Over the top metal music and drawn out "ending after the ending" mar what otherwise would've been Argento's last solid film for me.
Many dismiss this as minor (or crap) Argento—and there *are* plenty of crap Argentos to choose from—but I find it to be one of his most experimental and compelling. And that wtf ending so many people hate. I can’t claim to understand it, but I do love it, not only for how it conflate’s Betty’s character with Connelly’s in Phenomena, but also for how it pushes the film even further past the confines of “giallo.”
Suitably mad film from an Italian master
A stylistic feat, to be sure, but Argento's typical fixation on childhood trauma needlessly muddles the slight plot and the ending is pure tripe. Argento's Macbeth, however, looks wonderful.
Argento's flawed technical masterpiece that is as frustrating as it is intriguing.
lavish set design and stylish cinematography, yet dry dialogue and overacting... I would be lying if I said I wasn't bored out of my mind.
I thought this was absolutely terrible. Almost turned it off.
Agreed. Since the screenplay is so much more direct, stripped-down and non-supernatural compared to the usual Argento fair, it's much more enveloping.
This really comes together in the last 10 minutes! Incredible visuals and one of Argento's most coherent stories.
***1/2 With OPERA, Dario Argento presented, in 1987, the most fluent film of the first half of his career. I also liked the way the director blends in OPERA's heroin with Jennifer, PHENOMENA'S heroin, in the last ten minutes of the movie. Recommended.
Ok so it doesnt make that much sense ,but who cares when Argento is on full visual mode and giving us Giallo fans what we want .
Style trumps plot a good percentage of the time. Argento is the living proof of that. As Anthony P. said it is the message.

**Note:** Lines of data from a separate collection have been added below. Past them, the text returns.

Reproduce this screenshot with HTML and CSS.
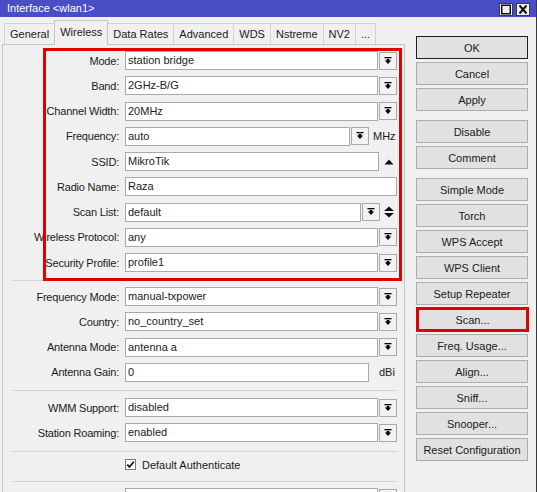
FILE: index.html
```html
<!DOCTYPE html>
<html>
<head>
<meta charset="utf-8">
<title>Interface &lt;wlan1&gt;</title>
<link rel="stylesheet" href="styles.css">
</head>
<body>
<svg class="defs" width="0" height="0" aria-hidden="true">
  <defs>
    <symbol id="dd" viewBox="0 0 16 16">
      <rect x="4.5" y="4" width="7" height="1.3" fill="#000"/>
      <polygon points="6.7,6 9.3,6 9.3,7.6 11.2,7.6 8,11 4.8,7.6 6.7,7.6" fill="#000"/>
    </symbol>
  </defs>
</svg>
<div class="window">
  <div class="titlebar">
    <span class="title">Interface &lt;wlan1&gt;</span>
    <div class="tbtns">
      <span class="tbtn"><svg width="12" height="11" viewBox="0 0 12 11"><rect x="1.75" y="1.25" width="8.5" height="8.5" fill="none" stroke="#111" stroke-width="1.5"/></svg></span>
      <span class="tbtn"><svg width="12" height="11" viewBox="0 0 12 11"><path d="M2.5 1.5 L9.5 9.5 M9.5 1.5 L2.5 9.5" stroke="#111" stroke-width="2"/></svg></span>
    </div>
  </div>
  <div class="main">
    <div class="left">
      <div class="tabs">
        <span class="tab">General</span>
        <span class="tab active">Wireless</span>
        <span class="tab">Data Rates</span>
        <span class="tab">Advanced</span>
        <span class="tab">WDS</span>
        <span class="tab">Nstreme</span>
        <span class="tab">NV2</span>
        <span class="tab">...</span>
      </div>
      <div class="panel">
        <div class="mark"></div>
        <div class="group">
          <div class="row"><span class="lbl">Mode:</span><span class="inp">station bridge</span><span class="dd"><svg width="16" height="16"><use href="#dd"/></svg></span></div>
          <div class="row"><span class="lbl">Band:</span><span class="inp">2GHz-B/G</span><span class="dd"><svg width="16" height="16"><use href="#dd"/></svg></span></div>
          <div class="row"><span class="lbl">Channel Width:</span><span class="inp">20MHz</span><span class="dd"><svg width="16" height="16"><use href="#dd"/></svg></span></div>
          <div class="row"><span class="lbl">Frequency:</span><span class="inp w-freq">auto</span><span class="dd"><svg width="16" height="16"><use href="#dd"/></svg></span><span class="unit u-mhz">MHz</span></div>
          <div class="row"><span class="lbl">SSID:</span><span class="inp w-ssid">MikroTik</span><span class="arr-up"><svg width="10" height="6" viewBox="0 0 10 6"><polygon points="0.5,5.5 9.5,5.5 5,0.5" fill="#111"/></svg></span></div>
          <div class="row"><span class="lbl">Radio Name:</span><span class="inp w-full">Raza</span></div>
          <div class="row"><span class="lbl">Scan List:</span><span class="inp w-scan">default</span><span class="dd"><svg width="16" height="16"><use href="#dd"/></svg></span><span class="arr-ud"><svg width="12" height="12" viewBox="0 0 12 12"><polygon points="1,5 11,5 6,0.5" fill="#111"/><polygon points="1,7 11,7 6,11.5" fill="#111"/></svg></span></div>
          <div class="row"><span class="lbl">Wireless Protocol:</span><span class="inp">any</span><span class="dd"><svg width="16" height="16"><use href="#dd"/></svg></span></div>
          <div class="row"><span class="lbl">Security Profile:</span><span class="inp">profile1</span><span class="dd"><svg width="16" height="16"><use href="#dd"/></svg></span></div>
        </div>
        <div class="sep sep-1"></div>
        <div class="group">
          <div class="row"><span class="lbl">Frequency Mode:</span><span class="inp">manual-txpower</span><span class="dd"><svg width="16" height="16"><use href="#dd"/></svg></span></div>
          <div class="row"><span class="lbl">Country:</span><span class="inp">no_country_set</span><span class="dd"><svg width="16" height="16"><use href="#dd"/></svg></span></div>
          <div class="row"><span class="lbl">Antenna Mode:</span><span class="inp">antenna a</span><span class="dd"><svg width="16" height="16"><use href="#dd"/></svg></span></div>
          <div class="row"><span class="lbl">Antenna Gain:</span><span class="inp w-gain">0</span><span class="unit u-dbi">dBi</span></div>
        </div>
        <div class="sep sep-2"></div>
        <div class="group">
          <div class="row"><span class="lbl">WMM Support:</span><span class="inp">disabled</span><span class="dd"><svg width="16" height="16"><use href="#dd"/></svg></span></div>
          <div class="row"><span class="lbl">Station Roaming:</span><span class="inp">enabled</span><span class="dd"><svg width="16" height="16"><use href="#dd"/></svg></span></div>
        </div>
        <div class="sep sep-3"></div>
        <div class="row check-row">
          <span class="cbox"><svg width="9" height="9" viewBox="0 0 9 9"><path d="M1.2 4.6 L3.5 7 L7.8 1.8" fill="none" stroke="#111" stroke-width="1.8"/></svg></span>
          <span class="ctext">Default Authenticate</span>
        </div>
        <div class="sep sep-4"></div>
        <div class="group">
          <div class="row"><span class="lbl"></span><span class="inp"></span><span class="dd"><svg width="16" height="16"><use href="#dd"/></svg></span></div>
        </div>
      </div>
    </div>
    <div class="right">
      <div class="btn default">OK</div>
      <div class="btn">Cancel</div>
      <div class="btn gap">Apply</div>
      <div class="btn">Disable</div>
      <div class="btn gap">Comment</div>
      <div class="btn">Simple Mode</div>
      <div class="btn">Torch</div>
      <div class="btn">WPS Accept</div>
      <div class="btn">WPS Client</div>
      <div class="btn">Setup Repeater</div>
      <div class="btn scan">Scan...</div>
      <div class="btn">Freq. Usage...</div>
      <div class="btn">Align...</div>
      <div class="btn">Sniff...</div>
      <div class="btn">Snooper...</div>
      <div class="btn">Reset Configuration</div>
    </div>
  </div>
</div>
</body>
</html>
```

FILE: styles.css
```css
* { box-sizing: border-box; }
html, body { margin: 0; padding: 0; }
body {
  width: 537px;
  height: 492px;
  overflow: hidden;
  background: #f0f0f0;
  font-family: "Liberation Sans", Arial, sans-serif;
  font-size: 11px;
  color: #1b1b1b;
}
.defs { position: absolute; width: 0; height: 0; }

.window {
  width: 537px;
  height: 492px;
  display: flex;
  flex-direction: column;
  background: #f0f0f0;
  border-right: 1px solid #3a3a3a;
}

.titlebar {
  flex: none;
  height: 17px;
  background: #4a4ec6;
  color: #fff;
  display: flex;
  align-items: flex-start;
  padding-left: 7px;
}
.title { flex: 1; line-height: 17px; }
.tbtns { display: flex; gap: 3px; margin-top: 3px; margin-right: 6px; }
.tbtn {
  width: 14px;
  height: 13px;
  background: #f0f0f0;
  border: 1px solid #3c3c3c;
  display: flex;
  align-items: center;
  justify-content: center;
}

.main { flex: 1; display: flex; min-height: 0; }

.left {
  width: 403px;
  margin-left: 2px;
  display: flex;
  flex-direction: column;
}
.tabs {
  flex: none;
  height: 27px;
  display: flex;
  align-items: flex-end;
  padding-left: 2px;
}
.tab {
  height: 21px;
  padding: 0 5px;
  border: 1px solid #d2d2d2;
  border-bottom: none;
  margin-right: -1px;
  background: #f0f0f0;
  display: flex;
  align-items: center;
  white-space: nowrap;
}
.tab.active {
  position: relative;
  z-index: 1;
  height: 25px;
  margin-bottom: -1px;
  padding-bottom: 3px;
  border-color: #c6c6c6;
}

.panel {
  flex: 1;
  position: relative;
  border: 1px solid #c6c6c6;
  border-bottom: none;
  padding: 6px 7px 0 0;
}
.mark {
  position: absolute;
  left: 40px;
  top: 3px;
  width: 359px;
  height: 233px;
  border: 3px solid #e10000;
  pointer-events: none;
  z-index: 2;
}

.group { display: flex; flex-direction: column; gap: 6.25px; }
.row { display: flex; align-items: center; height: 19px; }
.lbl {
  flex: none;
  width: 116px;
  margin-right: 6px;
  text-align: right;
  white-space: nowrap;
  letter-spacing: -0.2px;
}
.inp {
  flex: none;
  width: 253px;
  height: 19px;
  background: #fff;
  border: 1px solid #a9a9a9;
  padding: 0 2px;
  line-height: 17px;
  white-space: nowrap;
  overflow: hidden;
}
.inp.w-full { width: 272px; }
.inp.w-freq { width: 225px; }
.inp.w-ssid { width: 254px; }
.inp.w-scan { width: 236px; }
.inp.w-gain { width: 244px; }

.dd {
  flex: none;
  width: 18px;
  height: 18px;
  margin-left: 1px;
  border: 1px solid #a9a9a9;
  background: #f2f2f2;
  display: flex;
}
.unit { flex: none; white-space: nowrap; }
.u-mhz { margin-left: 4px; }
.u-dbi { margin-left: 10px; }
.arr-up { margin-left: 5px; display: flex; }
.arr-ud { margin-left: 3px; display: flex; }

.sep { height: 1px; background: #d3d3d3; margin-left: 9px; margin-right: 0; }
.sep-1 { margin-top: 8px; margin-bottom: 6px; }
.sep-2 { margin-top: 8.25px; margin-bottom: 7px; }
.sep-3 { margin-top: 8.75px; margin-bottom: 3px; }
.sep-4 { margin-top: 7px; margin-bottom: 6px; }

.check-row { padding-left: 122px; }
.cbox {
  flex: none;
  width: 11px;
  height: 11px;
  background: #fff;
  border: 1px solid #7a7a7a;
  display: flex;
  align-items: center;
  justify-content: center;
}
.ctext { margin-left: 6px; white-space: nowrap; }

.right {
  width: 112px;
  margin-left: 11px;
  padding-top: 19px;
  display: flex;
  flex-direction: column;
}
.btn {
  flex: none;
  height: 23px;
  margin-bottom: 3px;
  border: 1px solid #adadad;
  background: #e1e1e1;
  display: flex;
  align-items: center;
  justify-content: center;
  white-space: nowrap;
}
.btn.default { border-color: #1e1e1e; }
.btn.gap { margin-bottom: 9px; }
.btn.scan {
  width: 113px;
  height: 25px;
  margin-top: -1px;
  margin-bottom: 2px;
  border: 3px solid #e10000;
}
```
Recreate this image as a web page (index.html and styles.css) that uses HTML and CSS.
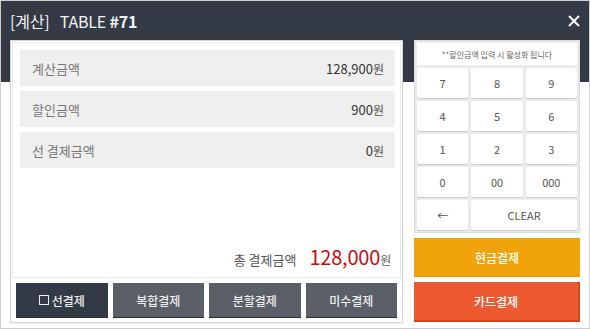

I realize The Auteurs likes to use American release titles but it's been reissued on DVD under it's real title, Opera, so why not go with that rather than the idiotic Terror at the Opera banner. Argento isn't that important to me anymore but, come on!
If I see Unsane pop up somebody's gettin' gaffled!
Argento's most artistically accomplished film. Style over substance? Perhaps, or maybe the style is the substance in the same degree that Antonioni or Leone expressed style as the message.